We pray this prayer in part to remind ourselves that all we have is from God, and we have all we need. We pray it that we might learn to put aside anxiety over our future, over what we have, and trust God to provide all.

But we pray this with Luther’s words in mind, for a greater good: that we might be a part of God’s daily bread for all people. This petition reminds us that it is God’s intent for all God’s people to have all they need for life.

It is, in fact, God’s will. And if others are starving, living in squalor, drinking polluted water or none at all, while we luxuriate – then it is our job, our service, to change that. If we truly wish to live in God’s kingdom and follow God’s will, this is it.

Simply, we cannot pray this petition today without confessing our sin, asking forgiveness, and seeking God’s grace to make a difference for others. We were blessed, through no merit of our own, to be born into the best garden on the planet, with more safety and peace than anyone else in the world has ever known. We cannot pray this petition imagining that that’s all we need to know.

God’s good will is that all have all their daily bread.

Today we learn to pray that we be a part of that providing, that we do whatever we can to bring about an end to poverty and hunger on this planet. We pray that those horrible numbers do not cause our eyes to glaze over and our minds to wander, but urge us to action as much as if the children dying were our next door neighbors.

Because they are. They are our sisters and brothers. And they need daily bread. And so we pray, “Lord, have mercy. And help us do your will.”
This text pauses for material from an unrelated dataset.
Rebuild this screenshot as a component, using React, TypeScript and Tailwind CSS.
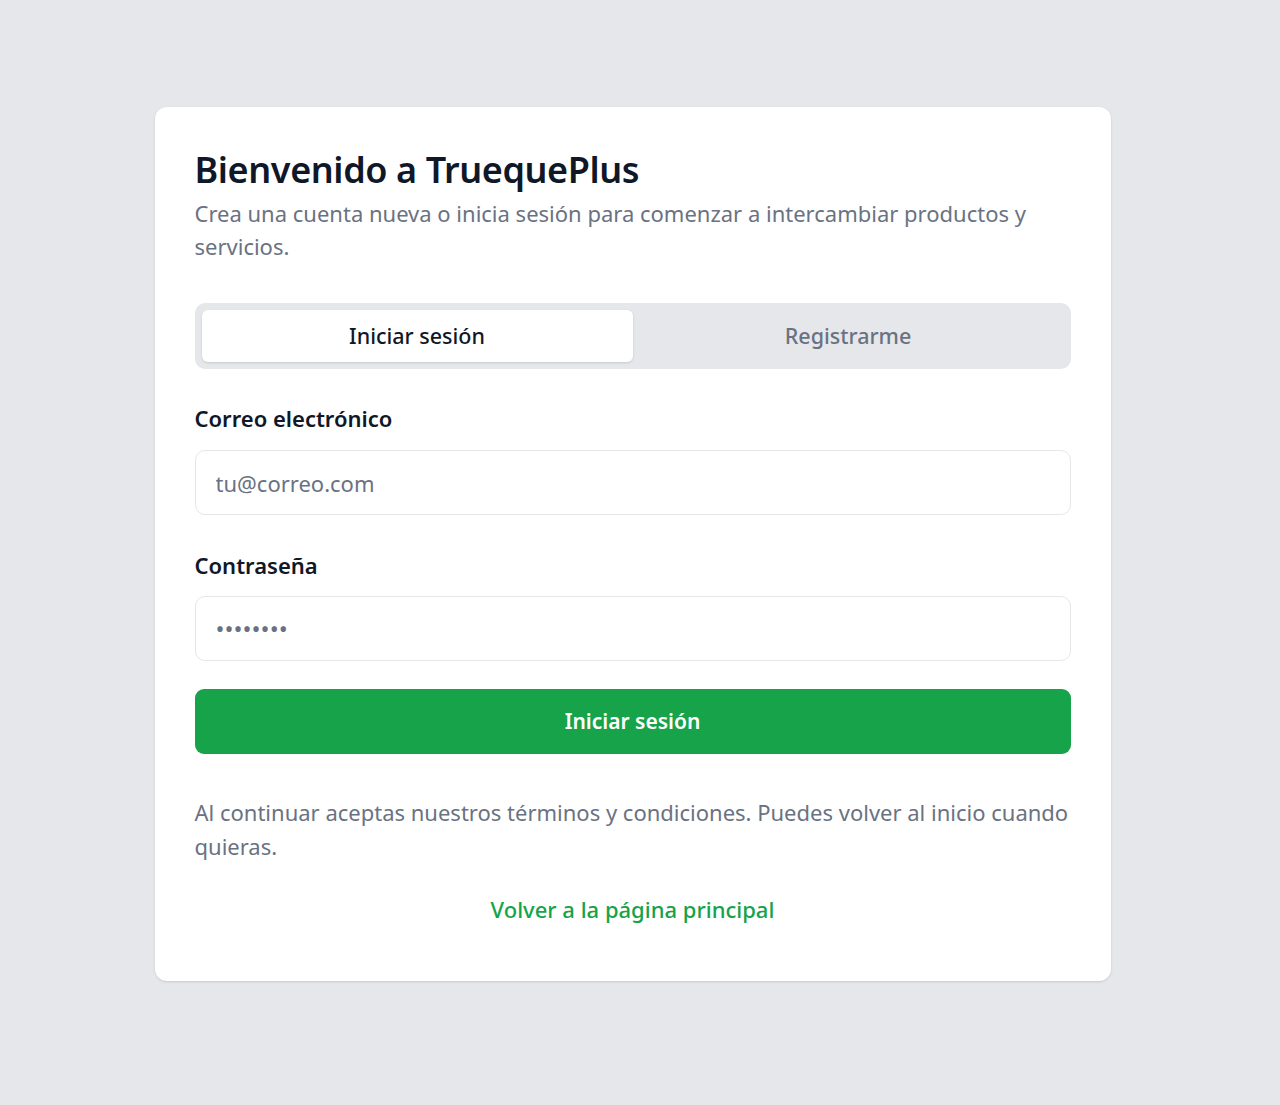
import { useState } from "react";

function App() {
  const [tab, setTab] = useState<"login" | "register">("login");

  return (
    <div className="min-h-screen bg-gray-200 flex justify-center pt-[107px] pr-[15px] font-['Noto_Sans',sans-serif]">
      <div className="w-[956px] h-fit bg-white rounded-xl shadow-sm px-10 pt-10 pb-[57px]">
        <h1 className="text-[36px] leading-[46px] font-semibold text-gray-900 tracking-[-0.4px]">
          Bienvenido a TruequePlus
        </h1>
        <p className="mt-1 text-[22px] leading-[33px] text-gray-500">
          Crea una cuenta nueva o inicia sesión para comenzar a intercambiar productos y servicios.
        </p>

        <div className="mt-10 h-[66px] bg-gray-200 rounded-[10px] p-[7px] grid grid-cols-2">
          <button
            onClick={() => setTab("login")}
            className={`rounded-md text-[21.5px] font-medium ${
              tab === "login" ? "bg-white text-gray-900 shadow-sm" : "text-gray-500"
            }`}
          >
            Iniciar sesión
          </button>
          <button
            onClick={() => setTab("register")}
            className={`rounded-md text-[21.5px] font-medium ${
              tab === "register" ? "bg-white text-gray-900 shadow-sm" : "text-gray-500"
            }`}
          >
            Registrarme
          </button>
        </div>

        <form className="mt-[34px]" onSubmit={(e) => e.preventDefault()}>
          <label className="block text-[22px] leading-[30px] font-semibold text-gray-900">
            Correo electrónico
          </label>
          <input
            type="email"
            placeholder="tu@correo.com"
            className="mt-[17px] w-full h-[65px] border border-gray-200 rounded-[10px] px-5 text-[22px] text-gray-900 placeholder:text-gray-500 outline-none"
          />

          <label className="block mt-[35px] text-[22px] leading-[30px] font-semibold text-gray-900">
            Contraseña
          </label>
          <input
            type="password"
            defaultValue="12345678"
            className="mt-4 w-full h-[65px] border border-gray-200 rounded-[10px] px-5 text-[24px] text-gray-500 outline-none"
          />

          <button
            type="submit"
            className="mt-7 w-full h-[65px] bg-[#16a34a] rounded-[9px] text-white text-[21px] font-semibold"
          >
            Iniciar sesión
          </button>
        </form>

        <p className="mt-[41px] text-[22px] leading-[34px] text-gray-500">
          Al continuar aceptas nuestros términos y condiciones. Puedes volver al inicio cuando quieras.
        </p>

        <div className="mt-[31px] text-center">
          <a href="#" className="text-[22px] leading-[30px] font-medium text-[#16a34a]">
            Volver a la página principal
          </a>
        </div>
      </div>
    </div>
  );
}

export default App;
In the name of Jesus. Amen


1 “The State of the World’s Children,” 2010 report, www.unicef.org .
2 Shaohua Chen and Martin Ravallion, “The developing world is poorer than we thought, but no less successful in the fight against poverty,” World Bank, August 2008
3 Kolb, R., Wengert, T. J., & Arand, C. P. (2000). The Book of Concord : The confessions of the Evangelical Lutheran Church (451–452). Minneapolis: Fortress Press.